Publication information
- Publisher: Editorial Bruguera
- First appearance: 1956
- Created by: Víctor Mora Miguel Ambrosio Zaragoza

= Capitán Trueno =

El Capitán Trueno (lit. "Captain Thunder") is the hero of a series of Spanish comic books, created in 1956 by the writer Víctor Mora and illustrated mainly by Miguel Ambrosio Zaragoza (Ambrós). The comics were published continuously between 1956 and 1968, with Trueno eventually becoming the most popular Spanish hero comic of all time: at its height it sold more than 170,000 copies every week. The series was inspired by Hal Foster's Prince Valiant.

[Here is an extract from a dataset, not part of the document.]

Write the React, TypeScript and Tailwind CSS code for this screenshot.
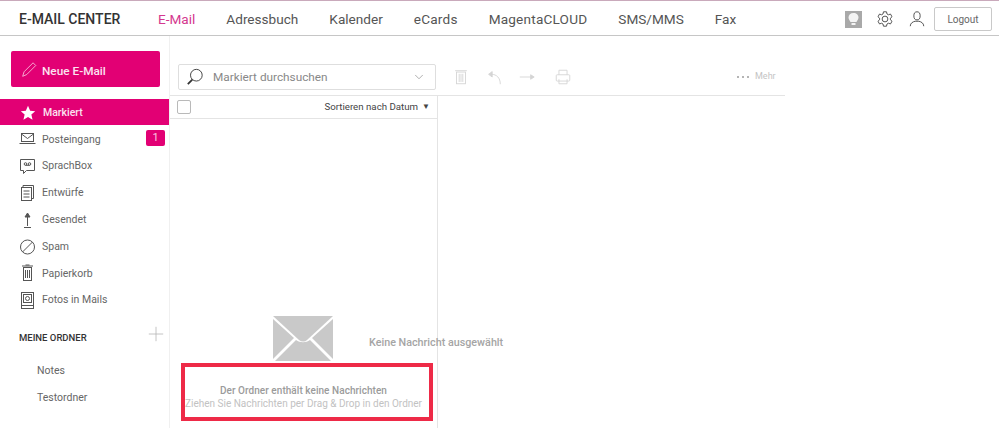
import { ChevronDown } from "lucide-react";
import type { ReactNode } from "react";

const navItems = [
  { label: "Adressbuch", className: "" },
  { label: "Kalender", className: "" },
  { label: "eCards", className: "tracking-[0.2px]" },
  { label: "MagentaCLOUD", className: "tracking-[0.2px]" },
  { label: "SMS/MMS", className: "" },
  { label: "Fax", className: "" },
];

const Icon = ({ children, size = 20, className = "" }: { children: ReactNode; size?: number; className?: string }) => (
  <svg width={size} height={size} viewBox="0 0 20 20" fill="none" stroke="currentColor" strokeWidth="1" className={className}>
    {children}
  </svg>
);

const folders: { label: string; icon: ReactNode; badge?: string }[] = [
  {
    label: "Posteingang",
    badge: "1",
    icon: (
      <>
        <rect x="3.500" y="4.500" width="12" height="8" />
        <path d="M3.500 5l6 4.500 6-4.500M1.500 14.500h16" />
      </>
    ),
  },
  {
    label: "SprachBox",
    icon: (
      <>
        <path d="M2.500 3.500h14v11h-8l-3 3v-3h-3z" />
        <circle cx="7.500" cy="8" r="1.300" />
        <circle cx="11.500" cy="8" r="1.300" />
        <path d="M7.500 9.300h4" />
      </>
    ),
  },
  {
    label: "Entwürfe",
    icon: (
      <>
        <rect x="3.500" y="4.500" width="10" height="13" />
        <path d="M5 4.500V2.500h10.500v13h-2M5.500 8h6M5.500 11h6M5.500 14h6" />
      </>
    ),
  },
  {
    label: "Gesendet",
    icon: (
      <>
        <path d="M9.500 16V6M6 17.500h7" />
        <path d="M9.500 3l-2.500 4h5z" fill="currentColor" />
      </>
    ),
  },
  {
    label: "Spam",
    icon: (
      <>
        <circle cx="9.500" cy="10" r="7" />
        <path d="M4.500 15l10-10" />
      </>
    ),
  },
  {
    label: "Papierkorb",
    icon: (
      <>
        <rect x="5.500" y="4.500" width="8" height="13" />
        <path d="M4 3h11M7.500 2h4M7.500 7v8M9.500 7v8M11.500 7v8" />
      </>
    ),
  },
  {
    label: "Fotos in Mails",
    icon: (
      <>
        <rect x="3.500" y="2.500" width="12" height="16" />
        <rect x="5.500" y="4.500" width="8" height="8" />
        <circle cx="9.500" cy="8.500" r="2" />
        <path d="M3.500 15.500h12" />
      </>
    ),
  },
];

export default function App() {
  return (
    <div className="relative h-[428px] w-[999px] overflow-hidden bg-white font-['Roboto',sans-serif] text-[#4b4b4b]">
      {/* top bar */}
      <header className="flex h-9 items-center border-t border-b border-t-[#c9a9bb] border-b-[#c6c6c6] pr-[7px] pt-[2px]">
        <div className="ml-[19px] w-[139px] text-[14px] font-medium text-[#333]">E-MAIL CENTER</div>
        <nav className="flex gap-[31px] text-[13.6px] text-[#555]">
          <span className="text-[#d4388f]">E-Mail</span>
          {navItems.map((item) => (
            <span key={item.label} className={item.className}>
              {item.label}
            </span>
          ))}
        </nav>
        <div className="ml-auto flex items-center">
          <div className="flex h-[17px] w-[17px] items-center justify-center bg-[#a9a9a9]">
            <svg width="11" height="13" viewBox="0 0 11 13" fill="#f4f4f4">
              <path d="M5.500 0C2.500 0 .5 2 .5 4.500c0 2 1.500 3 2 4.500h6c.5-1.500 2-2.500 2-4.500C10.500 2 8.500 0 5.500 0zM3.500 10h4v2h-4z" />
            </svg>
          </div>
          <Icon size={18} className="ml-[14px] text-[#444]">
            <path d="M8.300 2h3.400l.5 2.400 1.600.9 2.300-.8 1.700 3-1.800 1.600v1.800l1.800 1.600-1.700 3-2.300-.8-1.600.9-.5 2.400H8.300l-.5-2.400-1.600-.9-2.300.8-1.700-3 1.800-1.600V9.100L2.200 7.500l1.700-3 2.300.8 1.600-.9z" />
            <circle cx="10" cy="10" r="3.200" />
          </Icon>
          <Icon size={18} className="ml-[14px] text-[#444]">
            <ellipse cx="10" cy="6.500" rx="3.500" ry="4.500" />
            <path d="M2.500 18c0-3.500 3-5 5.500-5.500h4c2.500.5 5.500 2 5.500 5.500" />
          </Icon>
          <button className="ml-[8px] h-6 w-[58px] rounded-[2px] border border-[#c9c9c9] text-[10px] text-[#666]">Logout</button>
        </div>
      </header>

      <div className="flex h-[392px]">
        {/* left navigation */}
        <aside className="w-[170px] shrink-0 border-r border-[#f0f0f0]">
          <button className="ml-[11px] mt-[15px] flex h-9 w-[149px] items-center rounded-[2px] bg-[#e20074] pl-[9px] pt-[2px] text-[11.8px] font-medium text-[#fbe3f0]">
            <Icon size={18} className="text-[#f6b8d8]">
              <path d="M3 17l1.500-5L14.500 2l3 3-10 10z" />
            </Icon>
            <span className="ml-[4px] pt-[4px]">Neue E-Mail</span>
          </button>
          <div className="mt-3 flex h-[26px] items-center bg-[#e20074] pl-5 pt-[1px] text-[10.5px] font-medium text-[#fbe3f0]">
            <svg width="16" height="16" viewBox="0 0 20 20" fill="white">
              <path d="M10 1l2.700 6.100 6.300.6-4.800 4.300 1.500 6.500L10 15.100l-5.700 3.400 1.500-6.500L1 7.700l6.300-.6z" />
            </svg>
            <span className="ml-[7px]">Markiert</span>
          </div>
          <ul className="pt-[1px] text-[10.5px] text-[#666]">
            {folders.map((f) => (
              <li key={f.label} className="relative flex h-[26.8px] items-center pl-[18px]">
                <Icon size={20} className="text-[#555]">
                  {f.icon}
                </Icon>
                <span className="ml-[4px]">{f.label}</span>
                {f.badge && (
                  <span className="absolute right-1 top-[4px] flex h-4 w-[19px] items-center justify-center rounded-[2px] bg-[#e20074] text-[11px] text-[#f8c8e0]">
                    {f.badge}
                  </span>
                )}
              </li>
            ))}
          </ul>
          <div className="mt-[12px] flex items-start justify-between pl-[19px] pr-[5px]">
            <span className="mt-[5px] text-[9.5px] font-medium text-[#333]">MEINE ORDNER</span>
            <Icon size={16} className="text-[#b5b5b5]">
              <path d="M10 1v18M1 10h18" />
            </Icon>
          </div>
          <ul className="mt-[13px] text-[10.5px] text-[#666]">
            <li className="flex h-[27px] items-center pl-[37px]">Notes</li>
            <li className="flex h-[27px] items-center pl-[37px]">Testordner</li>
          </ul>
        </aside>

        {/* message column and toolbar */}
        <main className="w-[615px] shrink-0">
          <div className="flex h-[60px] items-end border-b border-[#e4e4e4] pb-[5px]">
            <div className="ml-2 flex h-[26px] w-[258px] items-center rounded-[2px] border border-[#dedede] pl-[7px] pr-[9px]">
              <Icon size={18} className="text-[#333]">
                <circle cx="11.500" cy="8" r="6.500" />
                <path d="M7 13l-5 5" strokeWidth="2" />
              </Icon>
              <span className="ml-[9px] pt-[1px] text-[11.8px] text-[#888]">Markiert durchsuchen</span>
              <ChevronDown size={14} strokeWidth={1} className="ml-auto text-[#777]" />
            </div>
            <div className="ml-[16px] flex h-[26px] items-center text-[#d5d5d5]">
              <Icon size={18}>
                <rect x="5" y="4.500" width="10" height="13" />
                <path d="M3.500 3h13M8 6.500v9M10 6.500v9M12 6.500v9" />
              </Icon>
              <Icon size={18} className="ml-[15px]">
                <path d="M17 18c0-7-4-11-10-11" />
                <path d="M8 4L4 7l4 3z" fill="currentColor" />
              </Icon>
              <Icon size={18} className="ml-[15px]">
                <path d="M2 10h14" />
                <path d="M14 7.500l4 2.500-4 2.500z" fill="currentColor" />
              </Icon>
              <Icon size={18} className="ml-[18px]">
                <rect x="2.500" y="7.500" width="15" height="7" rx="1" />
                <path d="M5.500 7.500v-5h9v5M5.500 12.500v5h9v-5" />
              </Icon>
              <span className="ml-[165px] flex items-center gap-[2px]">
                <span className="h-[2px] w-[2px] bg-[#b5b5b5]" />
                <span className="ml-[1px] h-[2px] w-[2px] bg-[#b5b5b5]" />
                <span className="ml-[1px] h-[2px] w-[2px] bg-[#b5b5b5]" />
              </span>
              <span className="ml-[6px] text-[9px] text-[#c4c4c4]">Mehr</span>
            </div>
          </div>
          <div className="h-[332px] w-[268px] border-r border-[#e4e4e4]">
            <div className="flex h-[23px] items-center justify-between border-b border-[#e4e4e4] pl-[7px] pr-[7px]">
              <span className="h-[14px] w-[14px] rounded-[2px] border border-[#b9b9b9]" />
              <span className="flex items-center text-[9.7px] text-[#444]">
                Sortieren nach Datum
                <span className="ml-[4px] text-[8px]">▼</span>
              </span>
            </div>
            <div className="flex flex-col items-center pt-[196px]">
              <svg width="60" height="46" viewBox="0 0 60 46" fill="#c9c9c9" className="mr-[2px]">
                <path d="M0 1l26 24c2.500 2 5.500 2 8 0L60 1z" />
                <path d="M0 4v40l21-21zM60 4v40L39 23zM2 46h56L37 25c-4 3-10 3-14 0z" />
              </svg>
              <p className="mt-[23px] text-[10px] leading-[13px] font-medium tracking-[0.05px] text-[#9b9b9b]">Der Ordner enthält keine Nachrichten</p>
              <p className="whitespace-nowrap text-[10px] leading-[13px] text-[#c2c2c2]">Ziehen Sie Nachrichten per Drag &amp; Drop in den Ordner</p>
            </div>
          </div>
        </main>
      </div>

      <p className="absolute left-[369px] top-[335px] text-[10.75px] font-medium text-[#a5a5a5]">Keine Nachricht ausgewählt</p>
      {/* red annotation drawn over the screenshot */}
      <div className="absolute left-[181px] top-[363px] h-[58px] w-[252px] border-[4px] border-[#ee2a47]" />
    </div>
  );
}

The character is depicted as a 12th-century knight-errant. His love interest is a Viking princess from Thule.

==Publication history==
The comic was first published in 1956. Portions of the comic books have also been published in several Latin American countries, Italy (as "Capitan Tuono"), Greece (having its own title "ΤΡΟΥΕΝΟ", by Nikolaos Deligiorgis editions), Portugal and France. The series suffered some limited censorship during the dictatorship. Censors were concerned, for example, that Capitán Trueno and Sigrid were traveling around the world unburdened by matrimonial ties (vínculos matrimoniales).

==Characters and story==
El Capitán Trueno is a 12th-century knight-errant, assisted by his faithful companions the cunning adolescent Crispín and the huge gourmand Goliath. His eternal dame is Sigrid of Thule, an energetic Viking princess who takes part in many of the adventures of the trio. In successive books, Capitán Trueno and his friends travel the whole world, while enforcing justice and freedom against bullies and tyrants. They never use more violence than necessary.

==In other media==

===Film===
The character appears in the 2011 film Capitán Trueno y el Santo Grial (a.k.a. Captain Thunder and The Holy Grail), directed by Antonio Hernández, with actor Sergio Peris-Mencheta in the lead role.

===Video game===
A video game was released by Dinamic Software for the ZX Spectrum, Amstrad CPC and MSX.

==Popular culture==
El Capitán Trueno has been the subject of several popular songs; by Asfalto, in their eponymous 1978 debut album, and by Spanish pop veteran Miguel Bosé in his song "El Hijo del Capitan Trueno" (Captain Thunder's Son) from his 2001 album Sereno.